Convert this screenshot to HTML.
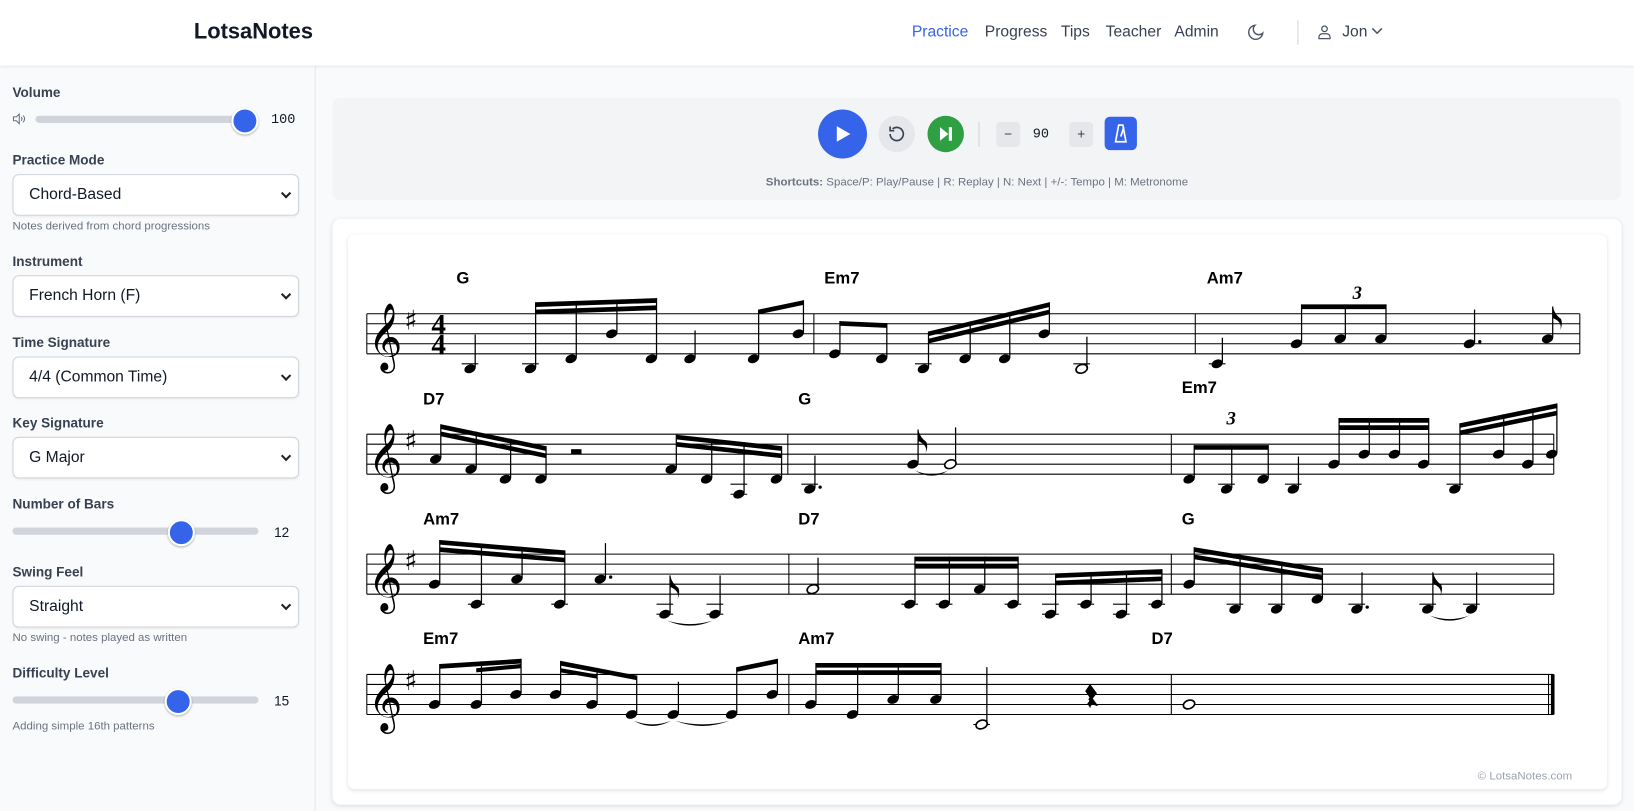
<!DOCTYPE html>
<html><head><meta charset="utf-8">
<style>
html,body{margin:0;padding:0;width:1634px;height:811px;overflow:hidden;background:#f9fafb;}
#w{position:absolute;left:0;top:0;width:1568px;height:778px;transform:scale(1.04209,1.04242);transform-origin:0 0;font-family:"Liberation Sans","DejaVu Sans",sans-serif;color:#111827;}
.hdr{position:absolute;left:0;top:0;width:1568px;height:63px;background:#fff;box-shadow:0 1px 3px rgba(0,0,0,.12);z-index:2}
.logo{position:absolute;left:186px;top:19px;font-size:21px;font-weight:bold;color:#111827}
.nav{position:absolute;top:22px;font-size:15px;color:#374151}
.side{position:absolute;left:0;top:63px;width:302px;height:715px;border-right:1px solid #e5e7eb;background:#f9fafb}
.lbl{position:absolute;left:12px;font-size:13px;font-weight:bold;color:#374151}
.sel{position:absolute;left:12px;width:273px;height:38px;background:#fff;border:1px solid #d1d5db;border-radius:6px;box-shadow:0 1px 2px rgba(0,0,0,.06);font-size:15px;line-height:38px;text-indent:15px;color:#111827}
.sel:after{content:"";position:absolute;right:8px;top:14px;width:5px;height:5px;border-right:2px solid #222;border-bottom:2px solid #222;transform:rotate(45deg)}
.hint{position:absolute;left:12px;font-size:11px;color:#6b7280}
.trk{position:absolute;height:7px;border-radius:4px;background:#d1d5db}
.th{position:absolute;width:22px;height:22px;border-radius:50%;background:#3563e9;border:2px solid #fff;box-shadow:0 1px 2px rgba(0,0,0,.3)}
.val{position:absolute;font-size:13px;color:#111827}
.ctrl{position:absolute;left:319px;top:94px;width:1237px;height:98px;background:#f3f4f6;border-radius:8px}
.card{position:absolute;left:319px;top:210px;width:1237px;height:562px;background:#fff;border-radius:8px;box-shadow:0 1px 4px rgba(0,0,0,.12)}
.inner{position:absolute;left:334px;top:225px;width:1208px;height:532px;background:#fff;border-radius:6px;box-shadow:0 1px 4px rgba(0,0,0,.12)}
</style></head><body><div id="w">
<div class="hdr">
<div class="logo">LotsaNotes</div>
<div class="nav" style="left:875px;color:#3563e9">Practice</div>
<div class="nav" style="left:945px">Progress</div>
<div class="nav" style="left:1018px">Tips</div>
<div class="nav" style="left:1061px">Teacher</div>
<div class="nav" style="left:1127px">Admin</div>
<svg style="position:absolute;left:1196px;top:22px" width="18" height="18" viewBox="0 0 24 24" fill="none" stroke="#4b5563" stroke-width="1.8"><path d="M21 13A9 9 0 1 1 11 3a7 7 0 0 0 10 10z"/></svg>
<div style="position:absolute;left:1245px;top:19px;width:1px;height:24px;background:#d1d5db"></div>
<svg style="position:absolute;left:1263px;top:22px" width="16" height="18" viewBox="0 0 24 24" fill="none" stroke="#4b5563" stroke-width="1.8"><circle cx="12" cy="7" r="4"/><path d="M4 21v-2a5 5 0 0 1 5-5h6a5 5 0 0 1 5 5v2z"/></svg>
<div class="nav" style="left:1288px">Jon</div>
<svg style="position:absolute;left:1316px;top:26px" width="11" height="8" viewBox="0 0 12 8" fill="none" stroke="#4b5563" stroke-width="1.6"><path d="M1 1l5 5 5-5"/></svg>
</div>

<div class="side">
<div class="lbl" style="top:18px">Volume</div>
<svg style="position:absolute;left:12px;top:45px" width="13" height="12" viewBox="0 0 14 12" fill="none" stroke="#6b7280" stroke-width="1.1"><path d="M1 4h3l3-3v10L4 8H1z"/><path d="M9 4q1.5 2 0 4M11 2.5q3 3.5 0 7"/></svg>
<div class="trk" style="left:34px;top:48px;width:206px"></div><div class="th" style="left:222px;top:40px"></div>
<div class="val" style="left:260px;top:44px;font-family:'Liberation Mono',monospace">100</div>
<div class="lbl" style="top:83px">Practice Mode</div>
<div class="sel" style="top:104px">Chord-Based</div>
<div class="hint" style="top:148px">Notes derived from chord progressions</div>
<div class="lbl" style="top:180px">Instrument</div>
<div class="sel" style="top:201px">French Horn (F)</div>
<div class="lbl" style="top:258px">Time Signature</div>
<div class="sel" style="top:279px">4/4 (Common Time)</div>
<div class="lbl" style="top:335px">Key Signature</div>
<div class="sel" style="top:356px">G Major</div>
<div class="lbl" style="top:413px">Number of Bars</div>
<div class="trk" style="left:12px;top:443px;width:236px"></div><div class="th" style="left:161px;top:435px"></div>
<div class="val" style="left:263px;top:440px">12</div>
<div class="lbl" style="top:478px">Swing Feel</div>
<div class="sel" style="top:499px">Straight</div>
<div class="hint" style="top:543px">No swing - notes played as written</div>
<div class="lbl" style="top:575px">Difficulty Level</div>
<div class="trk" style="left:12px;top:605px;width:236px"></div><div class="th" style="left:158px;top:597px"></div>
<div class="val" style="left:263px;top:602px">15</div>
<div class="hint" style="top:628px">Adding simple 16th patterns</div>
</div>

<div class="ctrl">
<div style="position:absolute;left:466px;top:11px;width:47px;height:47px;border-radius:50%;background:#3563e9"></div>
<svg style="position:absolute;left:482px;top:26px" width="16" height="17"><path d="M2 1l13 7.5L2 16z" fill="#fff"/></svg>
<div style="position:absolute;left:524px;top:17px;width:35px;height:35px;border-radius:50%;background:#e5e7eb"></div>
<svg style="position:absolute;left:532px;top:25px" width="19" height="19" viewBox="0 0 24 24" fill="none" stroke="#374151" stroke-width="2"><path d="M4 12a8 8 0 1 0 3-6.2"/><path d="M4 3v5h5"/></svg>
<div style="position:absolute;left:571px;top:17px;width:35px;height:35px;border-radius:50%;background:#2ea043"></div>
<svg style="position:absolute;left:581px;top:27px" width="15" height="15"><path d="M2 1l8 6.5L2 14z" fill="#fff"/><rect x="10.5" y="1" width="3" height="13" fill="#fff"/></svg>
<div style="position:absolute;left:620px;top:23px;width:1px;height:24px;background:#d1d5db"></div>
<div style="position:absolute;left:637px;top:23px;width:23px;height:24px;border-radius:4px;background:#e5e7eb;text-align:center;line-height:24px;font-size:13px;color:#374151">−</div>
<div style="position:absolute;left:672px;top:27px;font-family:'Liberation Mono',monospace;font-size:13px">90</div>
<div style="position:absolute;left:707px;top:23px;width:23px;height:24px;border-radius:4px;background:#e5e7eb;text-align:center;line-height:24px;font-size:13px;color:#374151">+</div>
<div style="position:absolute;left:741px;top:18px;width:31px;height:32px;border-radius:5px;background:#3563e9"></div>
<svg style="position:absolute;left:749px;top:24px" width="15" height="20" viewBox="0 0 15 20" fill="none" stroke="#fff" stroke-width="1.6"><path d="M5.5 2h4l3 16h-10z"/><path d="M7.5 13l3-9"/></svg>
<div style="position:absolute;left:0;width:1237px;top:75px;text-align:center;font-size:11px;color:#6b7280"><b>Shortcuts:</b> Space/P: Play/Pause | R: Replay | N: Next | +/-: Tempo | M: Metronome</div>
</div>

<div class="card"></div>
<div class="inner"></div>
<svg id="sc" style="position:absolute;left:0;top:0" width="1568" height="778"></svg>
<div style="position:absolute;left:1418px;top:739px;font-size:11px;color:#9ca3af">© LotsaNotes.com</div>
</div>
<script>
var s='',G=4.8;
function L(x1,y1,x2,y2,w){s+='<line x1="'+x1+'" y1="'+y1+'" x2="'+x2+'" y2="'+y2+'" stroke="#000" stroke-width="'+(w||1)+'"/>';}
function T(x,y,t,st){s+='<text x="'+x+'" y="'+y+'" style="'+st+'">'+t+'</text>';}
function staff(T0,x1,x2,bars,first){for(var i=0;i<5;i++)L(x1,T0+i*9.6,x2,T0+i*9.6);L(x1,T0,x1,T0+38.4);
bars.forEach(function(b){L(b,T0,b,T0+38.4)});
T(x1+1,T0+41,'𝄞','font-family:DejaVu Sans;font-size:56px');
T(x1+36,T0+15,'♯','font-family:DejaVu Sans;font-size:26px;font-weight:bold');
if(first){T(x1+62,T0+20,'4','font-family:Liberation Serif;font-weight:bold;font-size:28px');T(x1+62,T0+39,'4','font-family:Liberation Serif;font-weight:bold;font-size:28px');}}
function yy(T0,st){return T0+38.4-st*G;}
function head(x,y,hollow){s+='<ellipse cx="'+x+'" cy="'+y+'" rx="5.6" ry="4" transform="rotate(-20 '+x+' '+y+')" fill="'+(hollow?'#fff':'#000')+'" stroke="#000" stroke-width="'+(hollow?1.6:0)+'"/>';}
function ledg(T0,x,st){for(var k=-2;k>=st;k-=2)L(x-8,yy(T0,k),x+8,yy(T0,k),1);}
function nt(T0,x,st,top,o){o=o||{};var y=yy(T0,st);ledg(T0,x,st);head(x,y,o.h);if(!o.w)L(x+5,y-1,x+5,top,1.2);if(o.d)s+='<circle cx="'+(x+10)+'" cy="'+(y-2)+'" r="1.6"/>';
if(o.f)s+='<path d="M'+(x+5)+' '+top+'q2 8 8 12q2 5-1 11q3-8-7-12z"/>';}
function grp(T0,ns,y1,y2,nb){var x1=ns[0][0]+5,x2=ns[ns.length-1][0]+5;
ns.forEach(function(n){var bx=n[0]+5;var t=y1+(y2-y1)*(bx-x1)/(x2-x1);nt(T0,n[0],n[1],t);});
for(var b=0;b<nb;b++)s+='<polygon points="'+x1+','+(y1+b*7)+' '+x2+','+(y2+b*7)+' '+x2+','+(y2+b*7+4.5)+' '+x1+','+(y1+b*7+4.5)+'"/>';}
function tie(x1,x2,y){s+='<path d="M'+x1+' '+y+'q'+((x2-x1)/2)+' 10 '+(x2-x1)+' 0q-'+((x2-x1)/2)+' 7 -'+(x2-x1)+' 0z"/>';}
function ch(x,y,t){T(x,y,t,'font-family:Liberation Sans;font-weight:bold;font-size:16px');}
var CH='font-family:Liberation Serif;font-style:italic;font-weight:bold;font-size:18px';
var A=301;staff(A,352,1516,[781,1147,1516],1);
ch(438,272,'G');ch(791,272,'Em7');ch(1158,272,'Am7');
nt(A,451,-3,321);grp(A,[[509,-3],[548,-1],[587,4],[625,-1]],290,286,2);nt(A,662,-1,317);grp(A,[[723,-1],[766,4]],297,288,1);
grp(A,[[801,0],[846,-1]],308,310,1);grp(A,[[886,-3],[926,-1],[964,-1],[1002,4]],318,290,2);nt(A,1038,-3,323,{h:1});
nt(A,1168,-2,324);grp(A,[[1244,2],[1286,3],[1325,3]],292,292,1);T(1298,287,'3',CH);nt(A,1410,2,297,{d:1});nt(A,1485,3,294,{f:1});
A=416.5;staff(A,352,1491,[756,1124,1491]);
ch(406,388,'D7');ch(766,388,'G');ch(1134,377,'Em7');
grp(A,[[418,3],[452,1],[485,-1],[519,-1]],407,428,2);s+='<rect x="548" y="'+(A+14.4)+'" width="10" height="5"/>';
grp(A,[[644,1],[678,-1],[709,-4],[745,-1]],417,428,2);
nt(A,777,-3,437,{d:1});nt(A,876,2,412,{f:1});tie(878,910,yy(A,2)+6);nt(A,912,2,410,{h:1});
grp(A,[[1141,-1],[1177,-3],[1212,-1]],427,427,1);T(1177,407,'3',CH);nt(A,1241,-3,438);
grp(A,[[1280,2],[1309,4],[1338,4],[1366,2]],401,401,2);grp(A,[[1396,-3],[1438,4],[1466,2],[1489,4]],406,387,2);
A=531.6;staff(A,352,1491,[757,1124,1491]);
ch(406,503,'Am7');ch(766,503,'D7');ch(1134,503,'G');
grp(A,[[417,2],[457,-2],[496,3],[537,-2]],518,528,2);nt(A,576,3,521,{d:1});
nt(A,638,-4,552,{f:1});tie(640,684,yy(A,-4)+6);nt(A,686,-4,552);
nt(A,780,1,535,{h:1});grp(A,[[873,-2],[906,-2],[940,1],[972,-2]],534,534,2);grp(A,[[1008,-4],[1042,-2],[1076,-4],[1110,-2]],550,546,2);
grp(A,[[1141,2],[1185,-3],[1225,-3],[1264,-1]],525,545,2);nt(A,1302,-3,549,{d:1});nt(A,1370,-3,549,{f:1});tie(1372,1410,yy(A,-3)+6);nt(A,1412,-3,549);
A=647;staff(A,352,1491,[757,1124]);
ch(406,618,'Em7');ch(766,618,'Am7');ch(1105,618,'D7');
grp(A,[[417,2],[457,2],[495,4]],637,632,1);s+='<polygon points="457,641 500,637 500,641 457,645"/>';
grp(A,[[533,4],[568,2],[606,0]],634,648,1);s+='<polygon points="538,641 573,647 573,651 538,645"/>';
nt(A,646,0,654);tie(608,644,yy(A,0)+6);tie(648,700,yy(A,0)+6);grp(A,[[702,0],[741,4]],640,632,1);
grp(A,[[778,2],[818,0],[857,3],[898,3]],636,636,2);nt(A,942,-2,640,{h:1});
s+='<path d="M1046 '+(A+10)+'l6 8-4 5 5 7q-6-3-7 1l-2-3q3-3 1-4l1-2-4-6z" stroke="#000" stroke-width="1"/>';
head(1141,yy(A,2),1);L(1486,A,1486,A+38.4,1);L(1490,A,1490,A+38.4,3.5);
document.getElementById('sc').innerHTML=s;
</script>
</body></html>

* * *

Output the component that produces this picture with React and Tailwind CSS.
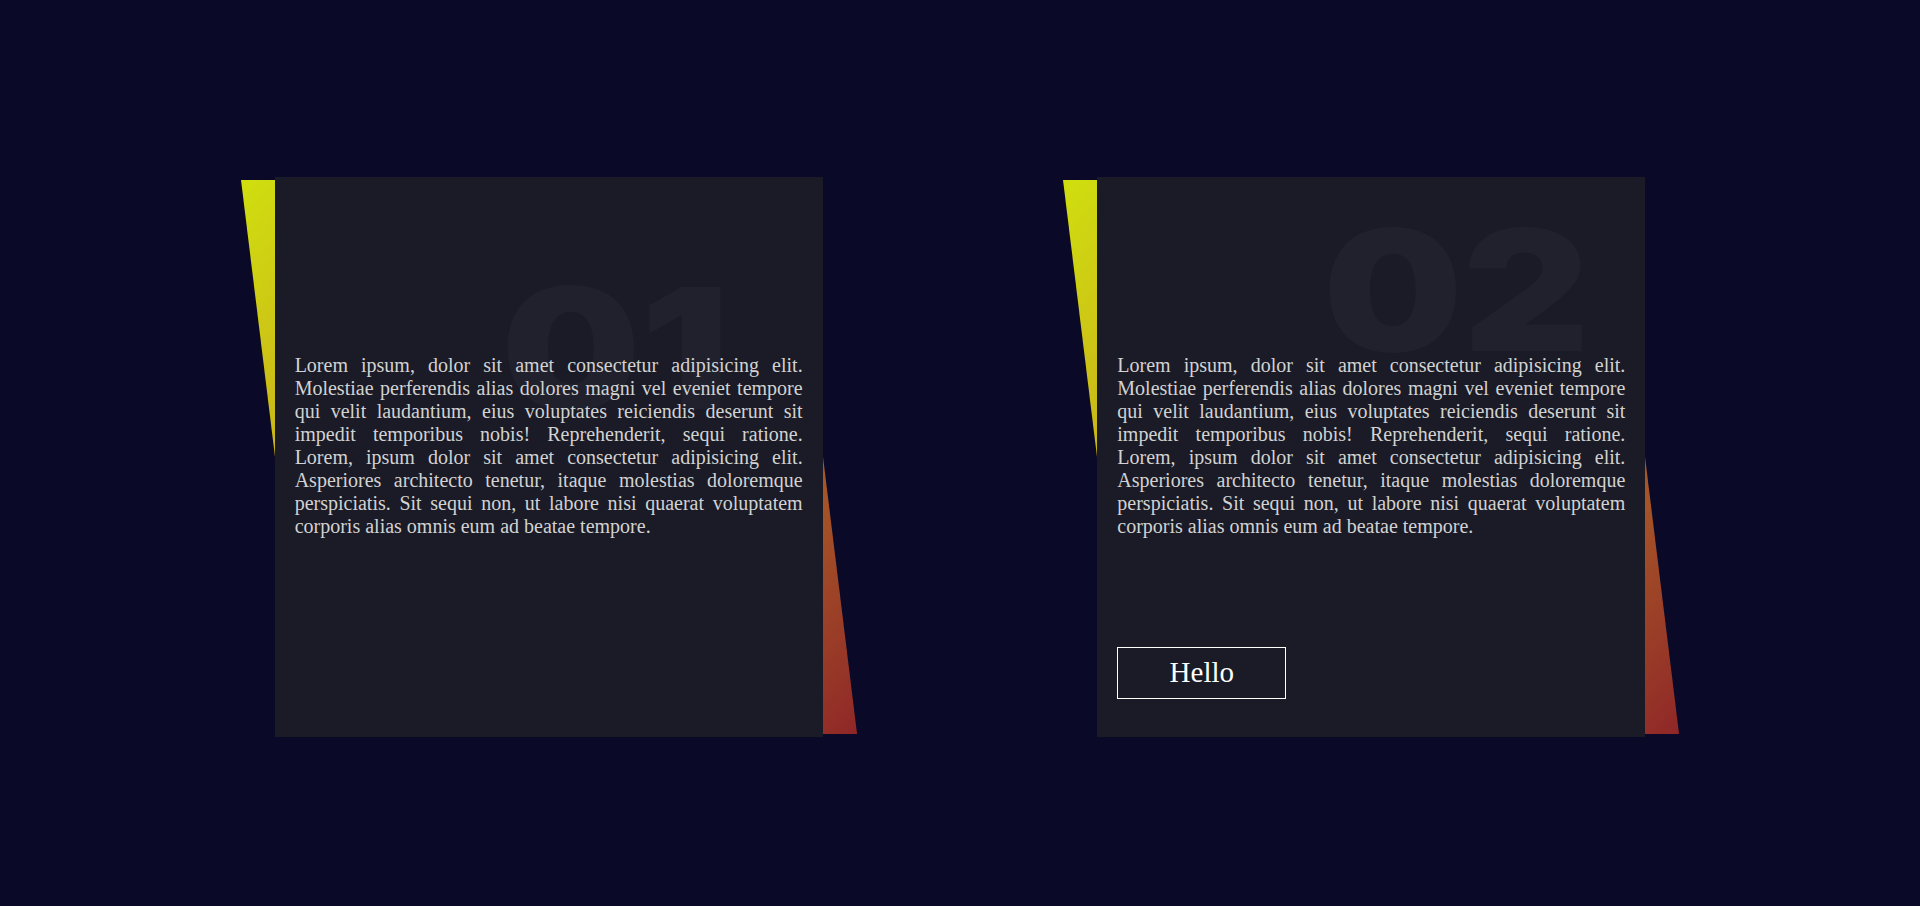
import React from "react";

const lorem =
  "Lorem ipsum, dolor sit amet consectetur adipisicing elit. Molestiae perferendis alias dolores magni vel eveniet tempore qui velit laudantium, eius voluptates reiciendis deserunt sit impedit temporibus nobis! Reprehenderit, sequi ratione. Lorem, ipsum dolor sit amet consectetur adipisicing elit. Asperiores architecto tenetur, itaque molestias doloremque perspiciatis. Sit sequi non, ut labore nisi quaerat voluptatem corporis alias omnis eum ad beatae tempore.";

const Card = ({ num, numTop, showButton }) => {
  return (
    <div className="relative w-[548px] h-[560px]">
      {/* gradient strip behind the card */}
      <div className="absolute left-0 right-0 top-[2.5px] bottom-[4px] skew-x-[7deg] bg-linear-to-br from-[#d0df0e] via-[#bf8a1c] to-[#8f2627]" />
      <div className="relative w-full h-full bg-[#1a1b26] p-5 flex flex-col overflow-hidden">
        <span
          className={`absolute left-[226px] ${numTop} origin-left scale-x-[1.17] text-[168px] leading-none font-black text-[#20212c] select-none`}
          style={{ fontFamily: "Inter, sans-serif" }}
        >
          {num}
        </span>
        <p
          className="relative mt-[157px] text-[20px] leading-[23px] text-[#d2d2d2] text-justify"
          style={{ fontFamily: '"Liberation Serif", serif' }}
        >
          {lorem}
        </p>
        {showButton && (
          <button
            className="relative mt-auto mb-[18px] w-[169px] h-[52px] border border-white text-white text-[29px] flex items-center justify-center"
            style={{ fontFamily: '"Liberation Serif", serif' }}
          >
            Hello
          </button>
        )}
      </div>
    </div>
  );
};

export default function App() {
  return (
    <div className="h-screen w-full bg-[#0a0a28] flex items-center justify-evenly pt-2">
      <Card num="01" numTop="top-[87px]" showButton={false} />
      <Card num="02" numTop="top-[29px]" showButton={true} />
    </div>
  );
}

==

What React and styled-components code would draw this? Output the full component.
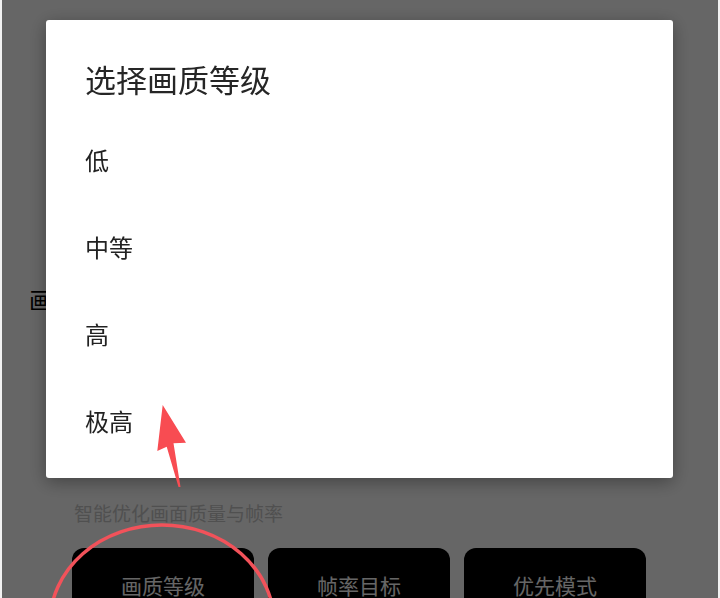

### WHAT IS BEING ASKED
Gather each line of the listing that holds the string "this".

### FINISHED TASK
Convert this screenshot to HTML.
Output the component that produces this picture with React and Tailwind CSS.
What React and styled-components code would draw this? Output the full component.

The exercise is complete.